## WHAT TO DO
Give back exactly the lines from the start of the listing to the line containing "font-bold text-[13.7px] text-[#ff7f27]", inclusive, and nothing beyond them.

## MATERIAL
===============

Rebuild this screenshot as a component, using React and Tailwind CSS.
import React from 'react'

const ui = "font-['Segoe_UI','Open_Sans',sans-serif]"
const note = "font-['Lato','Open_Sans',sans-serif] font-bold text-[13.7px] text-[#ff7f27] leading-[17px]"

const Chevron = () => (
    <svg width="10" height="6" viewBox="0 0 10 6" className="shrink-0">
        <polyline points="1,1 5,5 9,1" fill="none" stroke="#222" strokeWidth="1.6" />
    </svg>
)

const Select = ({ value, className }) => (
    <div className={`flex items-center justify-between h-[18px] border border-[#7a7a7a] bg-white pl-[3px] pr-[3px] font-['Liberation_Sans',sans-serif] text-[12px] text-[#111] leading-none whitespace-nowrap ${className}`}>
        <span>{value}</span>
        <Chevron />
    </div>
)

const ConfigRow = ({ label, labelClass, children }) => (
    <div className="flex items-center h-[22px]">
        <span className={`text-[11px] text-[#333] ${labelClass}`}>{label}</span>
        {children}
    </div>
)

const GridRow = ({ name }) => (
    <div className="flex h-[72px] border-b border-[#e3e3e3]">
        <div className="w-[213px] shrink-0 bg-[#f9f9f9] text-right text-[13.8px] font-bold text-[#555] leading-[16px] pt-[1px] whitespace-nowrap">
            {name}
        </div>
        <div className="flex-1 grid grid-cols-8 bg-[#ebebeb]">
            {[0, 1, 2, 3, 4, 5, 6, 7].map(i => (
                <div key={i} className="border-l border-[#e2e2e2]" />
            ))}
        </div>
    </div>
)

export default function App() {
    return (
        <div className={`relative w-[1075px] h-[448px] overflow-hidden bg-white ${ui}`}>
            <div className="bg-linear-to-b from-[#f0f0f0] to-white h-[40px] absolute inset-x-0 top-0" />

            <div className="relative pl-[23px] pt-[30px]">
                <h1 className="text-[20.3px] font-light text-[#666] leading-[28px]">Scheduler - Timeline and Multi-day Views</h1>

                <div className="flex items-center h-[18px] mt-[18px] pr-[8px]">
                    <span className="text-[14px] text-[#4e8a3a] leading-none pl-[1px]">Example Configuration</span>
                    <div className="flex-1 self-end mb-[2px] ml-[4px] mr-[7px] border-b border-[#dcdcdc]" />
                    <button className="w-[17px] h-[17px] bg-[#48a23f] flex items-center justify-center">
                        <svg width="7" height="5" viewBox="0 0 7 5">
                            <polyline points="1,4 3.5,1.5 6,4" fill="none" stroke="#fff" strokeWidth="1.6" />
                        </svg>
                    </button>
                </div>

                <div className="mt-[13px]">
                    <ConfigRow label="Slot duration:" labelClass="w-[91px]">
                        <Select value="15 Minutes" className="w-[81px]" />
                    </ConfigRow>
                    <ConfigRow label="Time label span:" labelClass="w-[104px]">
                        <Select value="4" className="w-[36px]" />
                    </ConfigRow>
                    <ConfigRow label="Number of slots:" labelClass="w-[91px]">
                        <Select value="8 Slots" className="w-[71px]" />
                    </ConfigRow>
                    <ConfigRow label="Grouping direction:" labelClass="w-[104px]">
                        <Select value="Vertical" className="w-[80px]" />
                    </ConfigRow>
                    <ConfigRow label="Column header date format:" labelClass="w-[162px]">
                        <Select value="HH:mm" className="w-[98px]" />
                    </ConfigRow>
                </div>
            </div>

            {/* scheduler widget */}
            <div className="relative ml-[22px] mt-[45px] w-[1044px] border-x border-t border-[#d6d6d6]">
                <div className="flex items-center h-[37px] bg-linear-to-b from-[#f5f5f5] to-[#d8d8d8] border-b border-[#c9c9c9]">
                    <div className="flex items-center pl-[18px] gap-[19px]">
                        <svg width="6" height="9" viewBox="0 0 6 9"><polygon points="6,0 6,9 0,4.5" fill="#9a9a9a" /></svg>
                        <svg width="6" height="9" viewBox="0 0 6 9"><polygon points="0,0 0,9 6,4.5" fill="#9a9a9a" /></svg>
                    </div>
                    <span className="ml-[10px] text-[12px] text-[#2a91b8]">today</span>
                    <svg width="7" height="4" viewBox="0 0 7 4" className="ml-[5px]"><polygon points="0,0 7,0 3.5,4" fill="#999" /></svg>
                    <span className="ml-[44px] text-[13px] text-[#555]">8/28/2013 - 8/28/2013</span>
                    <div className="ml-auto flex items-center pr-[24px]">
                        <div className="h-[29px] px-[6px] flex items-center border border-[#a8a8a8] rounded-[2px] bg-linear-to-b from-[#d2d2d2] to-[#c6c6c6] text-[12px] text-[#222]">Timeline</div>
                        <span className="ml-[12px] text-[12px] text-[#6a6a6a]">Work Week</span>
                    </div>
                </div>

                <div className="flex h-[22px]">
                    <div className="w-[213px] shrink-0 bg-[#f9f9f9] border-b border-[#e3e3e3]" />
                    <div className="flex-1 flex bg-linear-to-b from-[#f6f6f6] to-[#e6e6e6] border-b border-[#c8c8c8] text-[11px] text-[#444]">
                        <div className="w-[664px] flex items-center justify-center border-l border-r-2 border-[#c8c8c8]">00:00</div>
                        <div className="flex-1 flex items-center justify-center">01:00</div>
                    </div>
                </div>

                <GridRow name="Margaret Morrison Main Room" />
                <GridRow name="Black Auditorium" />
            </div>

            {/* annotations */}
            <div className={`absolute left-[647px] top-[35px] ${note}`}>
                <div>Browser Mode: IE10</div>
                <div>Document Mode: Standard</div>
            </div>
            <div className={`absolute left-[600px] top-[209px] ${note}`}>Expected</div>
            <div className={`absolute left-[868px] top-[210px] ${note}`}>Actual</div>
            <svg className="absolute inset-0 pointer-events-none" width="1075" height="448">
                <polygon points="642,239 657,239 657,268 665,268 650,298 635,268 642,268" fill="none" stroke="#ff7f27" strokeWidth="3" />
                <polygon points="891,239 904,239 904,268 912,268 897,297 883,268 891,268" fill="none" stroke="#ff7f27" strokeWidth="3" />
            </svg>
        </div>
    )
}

===============

## RESPONSE TO THE EXERCISE
Rebuild this screenshot as a component, using React and Tailwind CSS.
import React from 'react'

const ui = "font-['Segoe_UI','Open_Sans',sans-serif]"
const note = "font-['Lato','Open_Sans',sans-serif] font-bold text-[13.7px] text-[#ff7f27] leading-[17px]"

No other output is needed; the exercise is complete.